■ Supplied data ■
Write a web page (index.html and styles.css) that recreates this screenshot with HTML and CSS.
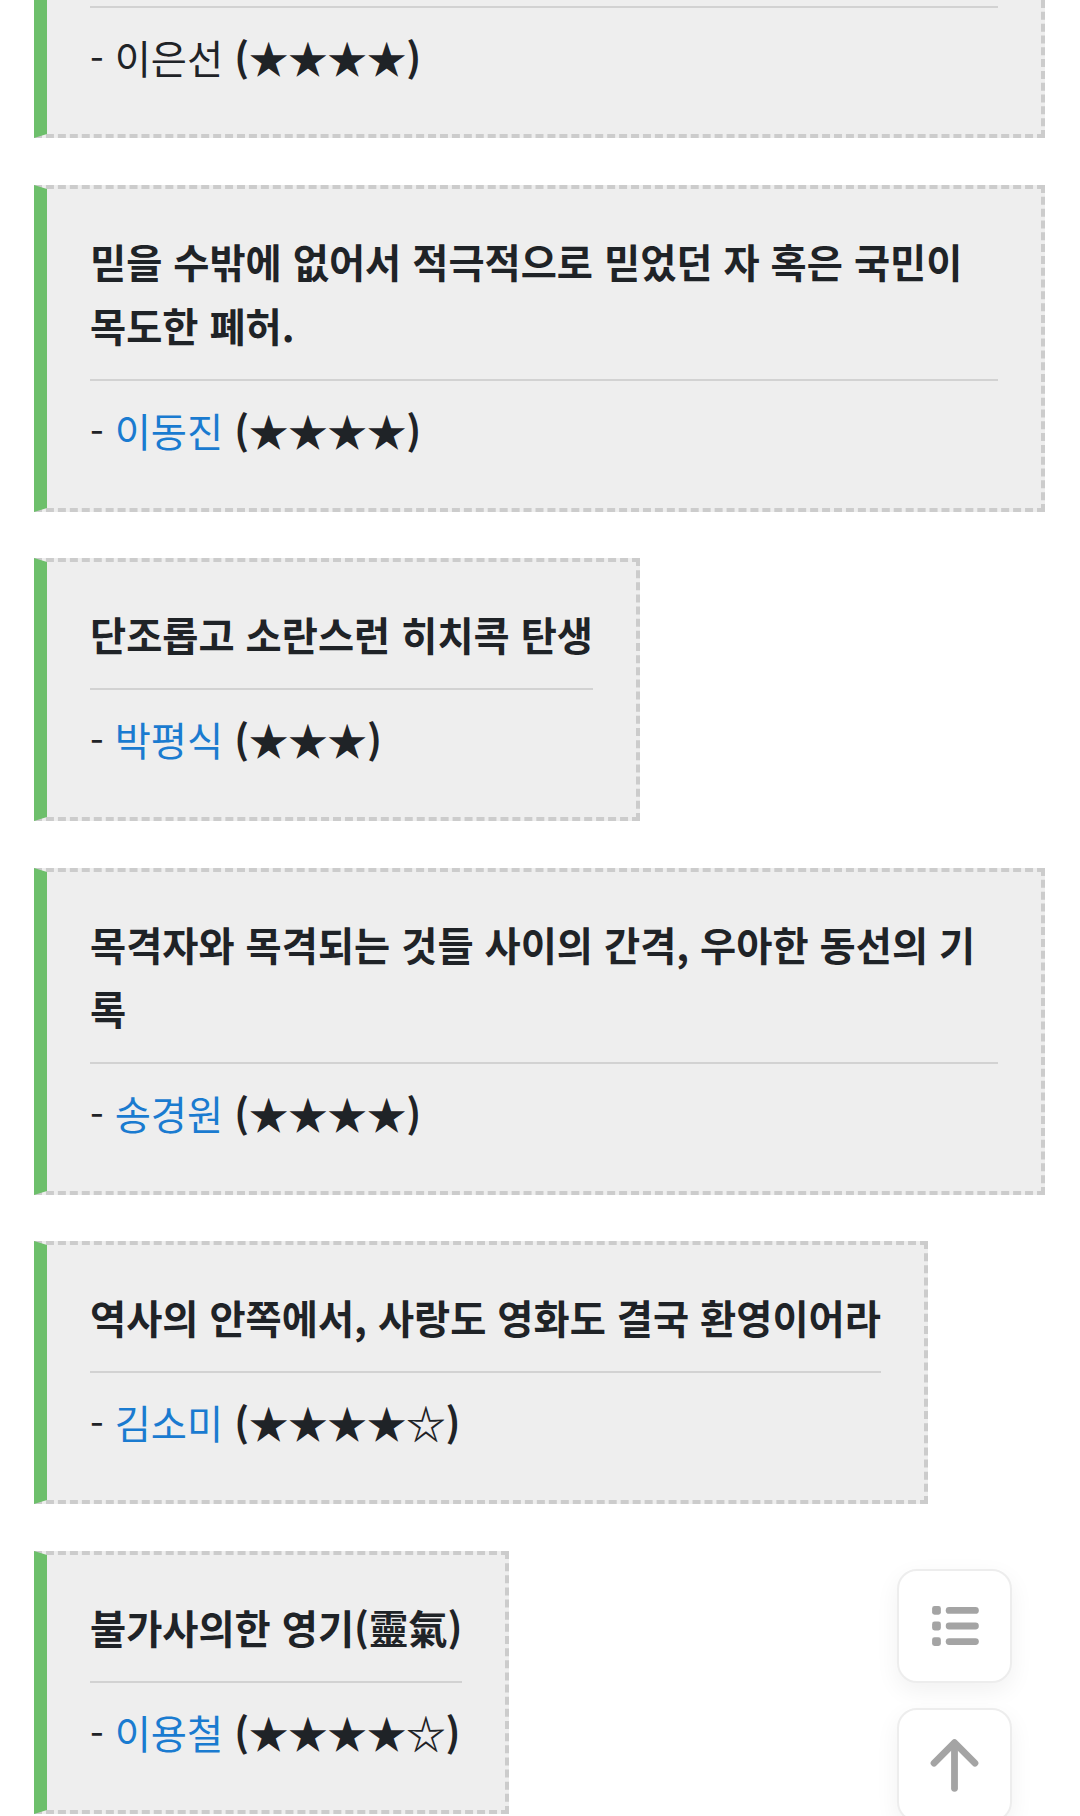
FILE: index.html
```html
<!DOCTYPE html>
<html lang="ko">
<head>
<meta charset="utf-8">
<title>평론가 한줄평</title>
<link rel="stylesheet" href="styles.css">
</head>
<body>
<main class="reviews">
  <blockquote class="quote quote--cut">
    <hr class="quote__rule quote__rule--cut">
    <p class="quote__by">- 이은선 <strong class="quote__stars">(★★★★)</strong></p>
  </blockquote>
  <blockquote class="quote">
    <p class="quote__text">믿을 수밖에 없어서 적극적으로 믿었던 자 혹은 국민이 목도한 폐허.</p>
    <hr class="quote__rule">
    <p class="quote__by">- <a class="quote__name" href="#">이동진</a> <strong class="quote__stars">(★★★★)</strong></p>
  </blockquote>
  <blockquote class="quote">
    <p class="quote__text">단조롭고 소란스런 히치콕 탄생</p>
    <hr class="quote__rule">
    <p class="quote__by">- <a class="quote__name" href="#">박평식</a> <strong class="quote__stars">(★★★)</strong></p>
  </blockquote>
  <blockquote class="quote">
    <p class="quote__text">목격자와 목격되는 것들 사이의 간격, 우아한 동선의 기록</p>
    <hr class="quote__rule">
    <p class="quote__by">- <a class="quote__name" href="#">송경원</a> <strong class="quote__stars">(★★★★)</strong></p>
  </blockquote>
  <blockquote class="quote">
    <p class="quote__text">역사의 안쪽에서, 사랑도 영화도 결국 환영이어라</p>
    <hr class="quote__rule">
    <p class="quote__by">- <a class="quote__name" href="#">김소미</a> <strong class="quote__stars">(★★★★☆)</strong></p>
  </blockquote>
  <blockquote class="quote">
    <p class="quote__text">불가사의한 영기(靈氣)</p>
    <hr class="quote__rule">
    <p class="quote__by">- <a class="quote__name" href="#">이용철</a> <strong class="quote__stars">(★★★★☆)</strong></p>
  </blockquote>
</main>
<nav class="fab">
  <button class="fab__btn" type="button" aria-label="목차">
    <svg class="fab__icon" viewBox="0 0 114 114" width="114" height="114">
      <rect x="34" y="36.5" width="9" height="9" rx="2.5" fill="#a4a4a4"/>
      <rect x="34" y="52.5" width="9" height="9" rx="2.5" fill="#a4a4a4"/>
      <rect x="34" y="68.5" width="9" height="9" rx="2.5" fill="#a4a4a4"/>
      <g stroke="#a4a4a4" stroke-width="7" stroke-linecap="round">
        <line x1="51.5" y1="41" x2="78.5" y2="41"/>
        <line x1="51.5" y1="57" x2="78.5" y2="57"/>
        <line x1="51.5" y1="73" x2="78.5" y2="73"/>
      </g>
    </svg>
  </button>
  <button class="fab__btn" type="button" aria-label="맨 위로">
    <svg class="fab__icon" viewBox="0 0 114 114" width="114" height="114">
      <g stroke="#a4a4a4" stroke-width="7" stroke-linecap="round" stroke-linejoin="round" fill="none">
        <line x1="57" y1="36" x2="57" y2="81"/>
        <polyline points="36,55 57,34 78,55"/>
      </g>
    </svg>
  </button>
</nav>
</body>
</html>
```

FILE: styles.css
```css
* {
  box-sizing: border-box;
}

html,
body {
  margin: 0;
  padding: 0;
  background: #ffffff;
}

body {
  font-family: "Noto Sans CJK KR", "Noto Sans", sans-serif;
  color: #1f2327;
  overflow: hidden;
}

.reviews {
  display: flex;
  flex-direction: column;
  align-items: flex-start;
  gap: 46.5px;
  padding: 0 35px 0 34px;
}

.quote {
  margin: 0;
  max-width: 100%;
  background: #eeeeee;
  border: 4px dashed #cccccc;
  border-left: 13px solid #6dbf6b;
  padding: 40px 43px 46px 43px;
  font-size: 39.3px;
  line-height: 64px;
}

.quote--cut {
  align-self: stretch;
  border-top: none;
  padding-top: 0;
  padding-bottom: 45px;
}

.quote__text {
  margin: 0;
  font-weight: 700;
}

.quote__rule {
  margin: 22px 0 17px;
  height: 0;
  border: none;
  border-top: 2px solid #d2d2d2;
}

.quote__rule--cut {
  margin-top: 6px;
}

.quote__by {
  margin: 0;
  font-weight: 400;
}

.quote__name {
  color: #1a7bd0;
  text-decoration: none;
}

.quote__stars {
  font-weight: 700;
}

.fab {
  position: fixed;
  right: 68px;
  bottom: -6px;
  display: flex;
  flex-direction: column;
  gap: 25px;
}

.fab__btn {
  width: 115px;
  height: 114px;
  padding: 0;
  border: 2px solid #ededed;
  border-radius: 20px;
  background: #ffffff;
  box-shadow: 0 8px 24px rgba(0, 0, 0, 0.06);
  display: flex;
  align-items: center;
  justify-content: center;
}

.fab__icon {
  display: block;
}
```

■ Instruction ■
Produce an exact copy of each line of data, skipping embedded images.

■ Answer to the task ■
Write a web page (index.html and styles.css) that recreates this screenshot with HTML and CSS.
FILE: index.html
```html
<!DOCTYPE html>
<html lang="ko">
<head>
<meta charset="utf-8">
<title>평론가 한줄평</title>
<link rel="stylesheet" href="styles.css">
</head>
<body>
<main class="reviews">
  <blockquote class="quote quote--cut">
    <hr class="quote__rule quote__rule--cut">
    <p class="quote__by">- 이은선 <strong class="quote__stars">(★★★★)</strong></p>
  </blockquote>
  <blockquote class="quote">
    <p class="quote__text">믿을 수밖에 없어서 적극적으로 믿었던 자 혹은 국민이 목도한 폐허.</p>
    <hr class="quote__rule">
    <p class="quote__by">- <a class="quote__name" href="#">이동진</a> <strong class="quote__stars">(★★★★)</strong></p>
  </blockquote>
  <blockquote class="quote">
    <p class="quote__text">단조롭고 소란스런 히치콕 탄생</p>
    <hr class="quote__rule">
    <p class="quote__by">- <a class="quote__name" href="#">박평식</a> <strong class="quote__stars">(★★★)</strong></p>
  </blockquote>
  <blockquote class="quote">
    <p class="quote__text">목격자와 목격되는 것들 사이의 간격, 우아한 동선의 기록</p>
    <hr class="quote__rule">
    <p class="quote__by">- <a class="quote__name" href="#">송경원</a> <strong class="quote__stars">(★★★★)</strong></p>
  </blockquote>
  <blockquote class="quote">
    <p class="quote__text">역사의 안쪽에서, 사랑도 영화도 결국 환영이어라</p>
    <hr class="quote__rule">
    <p class="quote__by">- <a class="quote__name" href="#">김소미</a> <strong class="quote__stars">(★★★★☆)</strong></p>
  </blockquote>
  <blockquote class="quote">
    <p class="quote__text">불가사의한 영기(靈氣)</p>
    <hr class="quote__rule">
    <p class="quote__by">- <a class="quote__name" href="#">이용철</a> <strong class="quote__stars">(★★★★☆)</strong></p>
  </blockquote>
</main>
<nav class="fab">
  <button class="fab__btn" type="button" aria-label="목차">
    <svg class="fab__icon" viewBox="0 0 114 114" width="114" height="114">
      <rect x="34" y="36.5" width="9" height="9" rx="2.5" fill="#a4a4a4"/>
      <rect x="34" y="52.5" width="9" height="9" rx="2.5" fill="#a4a4a4"/>
      <rect x="34" y="68.5" width="9" height="9" rx="2.5" fill="#a4a4a4"/>
      <g stroke="#a4a4a4" stroke-width="7" stroke-linecap="round">
        <line x1="51.5" y1="41" x2="78.5" y2="41"/>
        <line x1="51.5" y1="57" x2="78.5" y2="57"/>
        <line x1="51.5" y1="73" x2="78.5" y2="73"/>
      </g>
    </svg>
  </button>
  <button class="fab__btn" type="button" aria-label="맨 위로">
    <svg class="fab__icon" viewBox="0 0 114 114" width="114" height="114">
      <g stroke="#a4a4a4" stroke-width="7" stroke-linecap="round" stroke-linejoin="round" fill="none">
        <line x1="57" y1="36" x2="57" y2="81"/>
        <polyline points="36,55 57,34 78,55"/>
      </g>
    </svg>
  </button>
</nav>
</body>
</html>
```

FILE: styles.css
```css
* {
  box-sizing: border-box;
}

html,
body {
  margin: 0;
  padding: 0;
  background: #ffffff;
}

body {
  font-family: "Noto Sans CJK KR", "Noto Sans", sans-serif;
  color: #1f2327;
  overflow: hidden;
}

.reviews {
  display: flex;
  flex-direction: column;
  align-items: flex-start;
  gap: 46.5px;
  padding: 0 35px 0 34px;
}

.quote {
  margin: 0;
  max-width: 100%;
  background: #eeeeee;
  border: 4px dashed #cccccc;
  border-left: 13px solid #6dbf6b;
  padding: 40px 43px 46px 43px;
  font-size: 39.3px;
  line-height: 64px;
}

.quote--cut {
  align-self: stretch;
  border-top: none;
  padding-top: 0;
  padding-bottom: 45px;
}

.quote__text {
  margin: 0;
  font-weight: 700;
}

.quote__rule {
  margin: 22px 0 17px;
  height: 0;
  border: none;
  border-top: 2px solid #d2d2d2;
}

.quote__rule--cut {
  margin-top: 6px;
}

.quote__by {
  margin: 0;
  font-weight: 400;
}

.quote__name {
  color: #1a7bd0;
  text-decoration: none;
}

.quote__stars {
  font-weight: 700;
}

.fab {
  position: fixed;
  right: 68px;
  bottom: -6px;
  display: flex;
  flex-direction: column;
  gap: 25px;
}

.fab__btn {
  width: 115px;
  height: 114px;
  padding: 0;
  border: 2px solid #ededed;
  border-radius: 20px;
  background: #ffffff;
  box-shadow: 0 8px 24px rgba(0, 0, 0, 0.06);
  display: flex;
  align-items: center;
  justify-content: center;
}

.fab__icon {
  display: block;
}
```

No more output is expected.